Länger arbeiten: Was andere EU-Länder besser als Österreich machen

Die Arbeitsmärkte und Pensionssysteme in Europa steuern auf ein veritables Demografie-Problem zu. Soweit, so bekannt. Die einzelnen Länder sind aber durchaus unterschiedlich betroffen und haben daher bisher viel oder wenig dagegen getan. Ein aktueller Eurostat-Vergleich zeigt, wie lange die Arbeitskräfte im Erwerbsleben bleiben.
Mit einer durchschnittlichen, erwarteten Lebensarbeitszeit von 38,7 Jahren liegt Österreich hier über dem EU-Durchschnitt von 37,2 Jahren. Spitzenreiter sind die skandinavischen Länder, allen voran die Niederlande mit 43,8 Jahren, gefolgt von Schweden und Dänemark. Schlusslichter sind Kroatien, Italien und Rumänien. Zentrale Faktoren für die Lebensarbeitszeit ist die Erwerbstätigenquote, also wie viele Menschen am Arbeitsmarkt sind. Österreich schneidet hier dank Lehre bei den Jungen gut ab, bei den Älteren hingegen schlecht. Nur 58,8 Prozent der 55- bis 64-Jährigen sind hierzulande beschäftigt, im EU-Durchschnitt sind es 65,2 Prozent.

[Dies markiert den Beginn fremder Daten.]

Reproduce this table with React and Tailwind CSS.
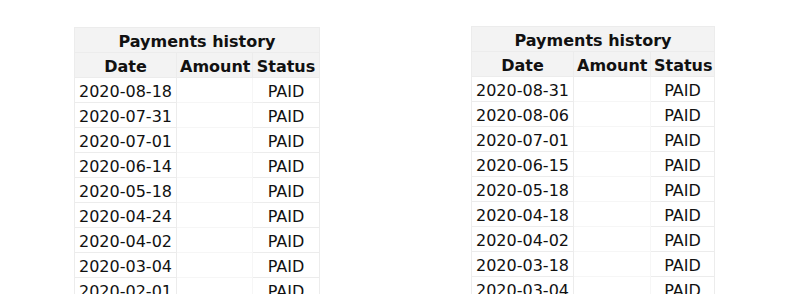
import React from "react";

const left = ["2020-08-18","2020-07-31","2020-07-01","2020-06-14","2020-05-18","2020-04-24","2020-04-02","2020-03-04","2020-02-01","2020-01-15"];
const right = ["2020-08-31","2020-08-06","2020-07-01","2020-06-15","2020-05-18","2020-04-18","2020-04-02","2020-03-18","2020-03-04","2020-02-18"];

function Table({ dates, widths, tw }) {
  const cell = "border border-[#ececec] px-[3px] pt-[5px] pb-[1px] leading-[18px] whitespace-nowrap";
  return (
    <table className={`border-collapse table-fixed text-[16px] text-[#111] ${tw}`} style={{ fontFamily: '"DejaVu Sans", Verdana, sans-serif' }}>
      <colgroup>
        <col className={widths[0]} />
        <col className={widths[1]} />
        <col className={widths[2]} />
      </colgroup>
      <thead>
        <tr className="bg-[#f3f3f3]">
          <th colSpan={3} className={`${cell} font-bold text-center`}>Payments history</th>
        </tr>
        <tr className="bg-[#f3f3f3]">
          <th className={`${cell} font-bold text-center`}>Date</th>
          <th className={`${cell} font-bold text-center`}>Amount</th>
          <th className={`${cell} font-bold text-center`}>Status</th>
        </tr>
      </thead>
      <tbody>
        {dates.map((d, i) => (
          <tr key={i} className="bg-white">
            <td className={`${cell} text-left pl-[4px]`}>{d}</td>
            <td className={`${cell} border-[#f6f6f6]`}></td>
            <td className={`${cell} text-center`}>PAID</td>
          </tr>
        ))}
      </tbody>
    </table>
  );
}

export default function App() {
  return (
    <div className="w-[794px] h-[294px] overflow-hidden bg-white flex">
      <div className="w-[397px] pl-[74px] pt-[27px]">
        <Table dates={left} tw="w-[245px]" widths={["w-[102px]", "w-[76px]", "w-[67px]"]} />
      </div>
      <div className="w-[397px] pl-[74px] pt-[26px]">
        <Table dates={right} tw="w-[243px]" widths={["w-[102px]", "w-[77px]", "w-[64px]"]} />
      </div>
    </div>
  );
}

Spannend ist daher die Entwicklung der Lebensarbeitszeit. In Österreich hat sich diese seit 2014 nur um 2 Prozent erhöht, während sie im EU-Schnitt um 7 Prozent nach oben ging. Länder, die ihr Pensionssystem reformierten und etwa das gesetzliche Antrittsalter erhöhten, legten stärker zu. Doch es ist nicht nur das Antrittsalter, das zählt. Was kann sich Österreich von den nordischen Ländern abschauen?
Gesamtpaket statt Einzelmaßnahmen
Einzelmaßnahmen oder befristete Aktionen beim AMS seien zu wenig, es brauche ein Gesamtpaket und einen Mentalitätswandel, fasst Arbeitsmarktexperte Franz Eiffe zusammen. Eiffe leitet das Referat „Arbeitsleben“ bei Eurofound in Brüssel. Wichtig sei: Arbeitsmarkt, Arbeitsbedingungen und Pensionssystem müssten immer in ihrem Zusammenhang gedacht werden.

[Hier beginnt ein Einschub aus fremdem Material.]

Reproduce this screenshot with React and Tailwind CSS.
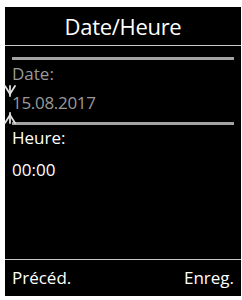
export default function App() {
  return (
    <div className="w-[242px] h-[300px] bg-white pt-[7px] pl-[5px] pr-[1px] pb-[4px]" style={{ fontFamily: '"Open Sans", "Noto Sans", sans-serif' }}>
      <div className="h-full bg-black flex flex-col text-white">
        {/* header */}
        <div className="h-[39px] flex items-center justify-center border-b border-[#c8c8c8]">
          <span className="text-[22px] leading-none tracking-[-0.3px]">Date/Heure</span>
        </div>

        <div className="flex-1 flex flex-col px-[7px] pt-[11px]">
          <div className="h-[3px] bg-[#a3a3a3]" />
          <div className="text-[#9a9a9a] text-[17px] leading-[22px] mt-[3px]">Date:</div>
          <div className="relative text-[#9a9a9a] text-[17px] leading-[22px] mt-[7px] tracking-[-0.3px]">
            15.08.2017
            <svg className="absolute -left-[8px] -top-[7px] z-10" width="12" height="40" viewBox="0 0 12 40">
              <g stroke="#e0e0e0" strokeWidth="1.8" strokeLinecap="round">
                <line x1="1" y1="1" x2="6" y2="9" />
                <line x1="11" y1="1" x2="6" y2="9" />
                <line x1="6" y1="1" x2="6" y2="11" />
                <line x1="6" y1="28" x2="6" y2="38" />
                <line x1="6" y1="30" x2="1" y2="38" />
                <line x1="6" y1="30" x2="11" y2="38" />
              </g>
            </svg>
          </div>
          <div className="h-[3px] bg-[#a3a3a3] mt-[8px]" />
          <div className="text-[17px] leading-[22px] mt-[2px]">Heure:</div>
          <div className="text-[17px] leading-[22px] mt-[10px]">00:00</div>
        </div>

        {/* footer */}
        <div className="h-[37px] border-t border-[#c8c8c8] flex items-center justify-between px-[7px] text-[17px]">
          <span>Précéd.</span>
          <span>Enreg.</span>
        </div>
      </div>
    </div>
  );
}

Als wichtige Ansätze aus anderen Ländern wertet er folgende Punkte:
Flexi-Pension: Die skandinavischen Länder setzen auf ein flexibles Rentenantrittsalter mit Zu- und Abschlägen – in Schweden gibt es einen Korridor zwischen 62 und 68 Jahren. In Estland, Malta, Spanien wird ein späteres Antrittsalter belohnt. In Deutschland wurden steuerliche Hürden zum Weiterarbeiten in der Pension beseitigt.
Keine Schlupflöcher: Um das Antrittsalter nach oben zu bringen, haben viele Länder Schlupflöcher zum frühen Ausstieg beseitigt. In Österreich sei mit der Anhebung der Altersgrenze für die Korridorpension von 62 auf 63 Jahre ein erster „signifikanter Schritt“ gesetzt worden.

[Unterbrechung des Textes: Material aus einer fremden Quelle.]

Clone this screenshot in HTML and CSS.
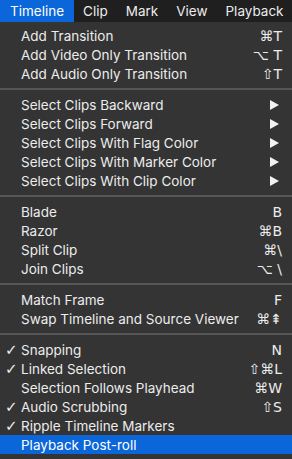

Anti-Diskriminierung: Die Altersdiskriminierung bei Bewerbungen sei ein Faktum, das würden viele Studienergebnisse zeigen, so Eiffe. Dadurch steige die Alters- und Langzeitarbeitslosigkeit. „Es geht darum, Unternehmen mehr in die Pflicht zu nehmen.“ Beispiel Schweden: Hier müssen Betriebe nachweisen, dass sie Altersdiskriminierung aktiv vermeiden, indem sie alternsgerechte Arbeitsplätze anbieten, niemanden von Aus- und Weiterbildungsmaßnahmen ausschließen und präventive Maßnahmen wie Gesundheitsvorsorge unterstützen.
Bewusstsein: In den nordischen Ländern ist die Kultur des Arbeitens im Alter generell stark ausgeprägt. Das fehle in Österreich. Eiffe vermisst auch öffentliche Kampagnen in diese Richtung.
Eine Quotenregelung für Betriebe, wie zuletzt von Sozialministerin Korinna Schumann ins Spiel gebracht, hält der Experte für wenig zielführend. „Eine Quote ist immer mit einem Stigma behaftet. Ältere hätten dann das Gefühl, sie werden nur wegen der Quote beschäftigt.“ Es gebe auch kein EU-Land, das auf ein Bonus-Malus-System setze, also Betriebe bestraft, die wenig Ältere beschäftigen.